No, the input input impedance to the opamp is zero (virtual ground). This makes it so none of the detector current is lost internally; all of the photo current flows in the 1meg feedback resistor...

 

Understand that a photo diode can generate current with zero voltage across the terminals (both sides shorted to ground) and will actually generate the maximum current under those conditions.
That is why photo diodes are often used in I-V (transimpedance) circuits.

Is it reasonable to believe that the current generated due to a photodiode is independent of the voltage across it.....if so then what initiates or provide a driving force for the electrons to flow in absence of potential gradient...

 

No, the input input impedance to the opamp is zero (virtual ground)

Now its for sure that opamp doesnt allow the current to flow across the parallel resistance...but for that it has to appear at a low resistance..

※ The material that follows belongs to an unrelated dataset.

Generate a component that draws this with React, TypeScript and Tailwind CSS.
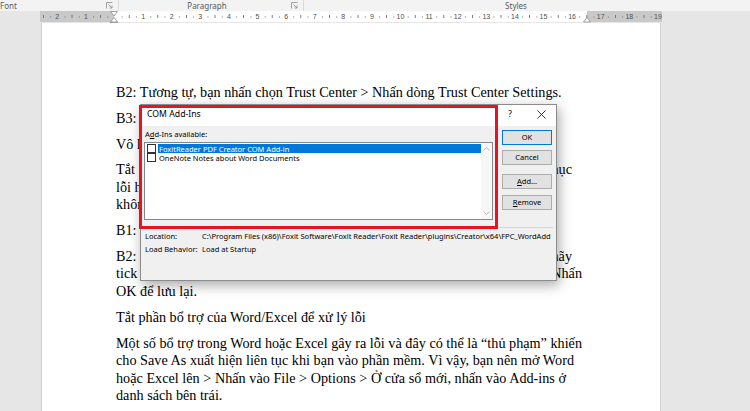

The effective input resistance will be the feedback resistor divided by the gain of the opamp - since that gain may be one million the input resistance can look like a 1 ohm resistor. If the effective output resistance of the source is 1 kilohm then 99.9% of the source current will go through the feedback resistor and thus generate the output voltage..

Can this be a possible explanation of opamp appearing at a low resistance....?

 

Is it reasonable to believe that the current generated due to a photodiode is independent of the voltage across it.....if so then what initiates or provide a driving force for the electrons to flow in absence of potential gradient...

It would if the diode had a high impedance but as the voltage increases the diode junction becomes forward biased, thus shunting away the current.

The driving force that generates the current is the energy from the light photons that are absorbed by the junction.